Rose getting the MVP the right way

Here's the thing that most people miss in the MVP debate: Derrick Rose does exactly what his team needs him to do to win. Exactly.

He developed the precise skills he needed last summer (like three point shooting, defense) and he's been playing the game exactly the way his coach wants him to play and his team needs in order to win. Exactly.

He isn't perfect, he's still growing as a player and he makes mistakes just like any other great player. But he doesn't have any patterns of play that arguably hurt the team, like some other elite players have. You could argue that Lebron's sense of entitlement and his "me first" mentality in the clutch hurt his team earlier in the year when he kept taking the last shot and kept missing. A great player, but he didn't do the right thing to help his team win. You could argue that Howard's complaining about lack of help may have caused his team to make a really bad set of trades at the deadline, acquiring flawed, overpriced and injured players like Gilbert freaking Arenas. His play has been great, but his attitude was at least part of the reason for this move.

Rose always says the right thing. He's on board with everything his coach wants. He criticizes his own play even when his team won, and he vows to get better. He leads the team by example and by what he says. Everyone on the team clearly absolutely loves playing with him, acknowledges him as their leader in spite of his young age, and feeds off his drive to win. I can't think of a single example of something Rose ever said that could possibly be construed to be detrimental to the team dynamic.

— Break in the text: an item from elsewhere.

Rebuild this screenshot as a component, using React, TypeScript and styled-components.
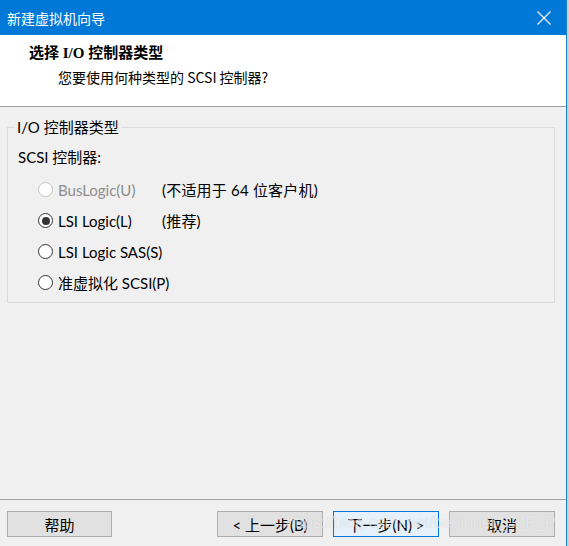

The Bulls have great defensive players, and have a coach who wants to focus on defense first. Thibs probably loves the fact that Rose's offensive talent (along with the team's unselfish sharing of the ball) allows the team to focus on defense for most of practice. There's no way the Bulls defense would be this good if they had to design and practice lots of complex offensive sets to get lesser talented players who can't create for themselves good shots. Thibs can run a pick and roll (which is a standard play for any NBA player) or he can spread the floor and let Rose drive into the middle of the lane to score or pass to an open shooter. Give the ball to Rose, run a decent NBA quality play, and you're pretty sure good things will happen. Rose's abilities give Thibs that confidence.

You could argue that he needs to increase his field goal percentage, he needs to be a little more selective with the three, and so on. There's plenty to nit pick about anyone's game, and Rose is no exception. But his field goal percentage is high enough in spite of the triple teams and the threat he poses opens up his teammates enough for easy scores that the Bulls win. You can't argue convincingly that his field goal percentage costs the Bulls games. They need him to shoot at the volume he does, he throws up the half-court heaves at the ends of quarters, he needs to shoot at the end of shot clocks, because it helps te team win. It might make his percentage suffer, but so be it.

It would be nice if he hit 40% of his threes, sure. But he's enough of a threat from deep that defenses can't sag. This allows him to penetrate for the high percentage shot or the pass. His three point shooting numbers aren't great, but they aren't terrible, they are good enough to get the job done. The Bulls don't need him to be Ray Allen.

I'm not saying Rose is a perfect player, by any means. But he's a great one. There are lots of great players in the NBA. But not all of them do whatever it takes to win. They don't adapt their style of play to what the coach wants as seamlessly as Rose has done. On team USA he didn't need to score, he just needed to play defense, run the offense and set up extremely talented teammates. He did. They won.

On the Bulls this year, they need him to take up the scoring load, run the offense and find open teammates when he's doubled. They need him to be clutch in close games because he's far and away the best on the team in creating his own shot, the best finisher, especially in the clutch, and arguably the best decision maker with the ball. He does all those things. They win.

They need him to tire out the opposing elite point guard on offense, and direct him to the baseline into big man help on defense. He's routinely outplayed his opposing matchup on both ends of the floor.

Whether you are a homer and think Rose is the best player in the league, or whether you think he's good but a player like Lebron is more talented, you have to admit that Rose says the right things, does the right things, plays the right way and gets results the way no other player in the league has done this year. He's the MVP.